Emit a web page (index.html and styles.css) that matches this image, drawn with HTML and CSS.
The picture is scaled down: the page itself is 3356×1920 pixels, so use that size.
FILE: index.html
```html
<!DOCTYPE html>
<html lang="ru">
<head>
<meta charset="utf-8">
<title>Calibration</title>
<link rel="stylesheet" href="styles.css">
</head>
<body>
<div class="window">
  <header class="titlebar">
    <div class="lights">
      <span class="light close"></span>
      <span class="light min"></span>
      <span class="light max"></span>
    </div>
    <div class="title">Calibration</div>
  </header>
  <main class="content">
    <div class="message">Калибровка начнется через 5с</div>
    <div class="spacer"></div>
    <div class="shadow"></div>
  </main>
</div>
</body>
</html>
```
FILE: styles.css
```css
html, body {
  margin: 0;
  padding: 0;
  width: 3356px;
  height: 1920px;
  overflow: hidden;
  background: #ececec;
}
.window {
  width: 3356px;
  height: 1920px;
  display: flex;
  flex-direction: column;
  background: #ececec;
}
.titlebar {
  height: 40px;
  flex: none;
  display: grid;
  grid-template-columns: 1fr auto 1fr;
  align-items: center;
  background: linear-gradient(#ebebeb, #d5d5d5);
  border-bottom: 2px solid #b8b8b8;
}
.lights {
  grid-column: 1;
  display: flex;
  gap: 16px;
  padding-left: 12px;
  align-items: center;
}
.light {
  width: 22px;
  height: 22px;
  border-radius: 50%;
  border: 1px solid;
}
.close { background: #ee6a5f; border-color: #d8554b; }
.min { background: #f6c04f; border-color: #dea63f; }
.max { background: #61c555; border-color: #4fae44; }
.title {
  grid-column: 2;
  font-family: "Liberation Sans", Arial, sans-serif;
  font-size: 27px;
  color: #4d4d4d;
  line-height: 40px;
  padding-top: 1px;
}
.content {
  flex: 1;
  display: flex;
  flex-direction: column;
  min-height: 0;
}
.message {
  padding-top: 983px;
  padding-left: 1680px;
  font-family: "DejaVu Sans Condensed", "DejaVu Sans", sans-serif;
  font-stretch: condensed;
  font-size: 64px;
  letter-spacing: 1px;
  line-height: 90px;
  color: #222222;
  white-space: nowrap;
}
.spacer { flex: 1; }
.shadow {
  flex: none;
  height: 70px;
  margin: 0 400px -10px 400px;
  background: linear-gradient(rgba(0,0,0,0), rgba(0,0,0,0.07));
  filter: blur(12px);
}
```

============

Reproduce all of the material above word for word.

Emit a web page (index.html and styles.css) that matches this image, drawn with HTML and CSS.
The picture is scaled down: the page itself is 3356×1920 pixels, so use that size.
FILE: index.html
```html
<!DOCTYPE html>
<html lang="ru">
<head>
<meta charset="utf-8">
<title>Calibration</title>
<link rel="stylesheet" href="styles.css">
</head>
<body>
<div class="window">
  <header class="titlebar">
    <div class="lights">
      <span class="light close"></span>
      <span class="light min"></span>
      <span class="light max"></span>
    </div>
    <div class="title">Calibration</div>
  </header>
  <main class="content">
    <div class="message">Калибровка начнется через 5с</div>
    <div class="spacer"></div>
    <div class="shadow"></div>
  </main>
</div>
</body>
</html>
```
FILE: styles.css
```css
html, body {
  margin: 0;
  padding: 0;
  width: 3356px;
  height: 1920px;
  overflow: hidden;
  background: #ececec;
}
.window {
  width: 3356px;
  height: 1920px;
  display: flex;
  flex-direction: column;
  background: #ececec;
}
.titlebar {
  height: 40px;
  flex: none;
  display: grid;
  grid-template-columns: 1fr auto 1fr;
  align-items: center;
  background: linear-gradient(#ebebeb, #d5d5d5);
  border-bottom: 2px solid #b8b8b8;
}
.lights {
  grid-column: 1;
  display: flex;
  gap: 16px;
  padding-left: 12px;
  align-items: center;
}
.light {
  width: 22px;
  height: 22px;
  border-radius: 50%;
  border: 1px solid;
}
.close { background: #ee6a5f; border-color: #d8554b; }
.min { background: #f6c04f; border-color: #dea63f; }
.max { background: #61c555; border-color: #4fae44; }
.title {
  grid-column: 2;
  font-family: "Liberation Sans", Arial, sans-serif;
  font-size: 27px;
  color: #4d4d4d;
  line-height: 40px;
  padding-top: 1px;
}
.content {
  flex: 1;
  display: flex;
  flex-direction: column;
  min-height: 0;
}
.message {
  padding-top: 983px;
  padding-left: 1680px;
  font-family: "DejaVu Sans Condensed", "DejaVu Sans", sans-serif;
  font-stretch: condensed;
  font-size: 64px;
  letter-spacing: 1px;
  line-height: 90px;
  color: #222222;
  white-space: nowrap;
}
.spacer { flex: 1; }
.shadow {
  flex: none;
  height: 70px;
  margin: 0 400px -10px 400px;
  background: linear-gradient(rgba(0,0,0,0), rgba(0,0,0,0.07));
  filter: blur(12px);
}
```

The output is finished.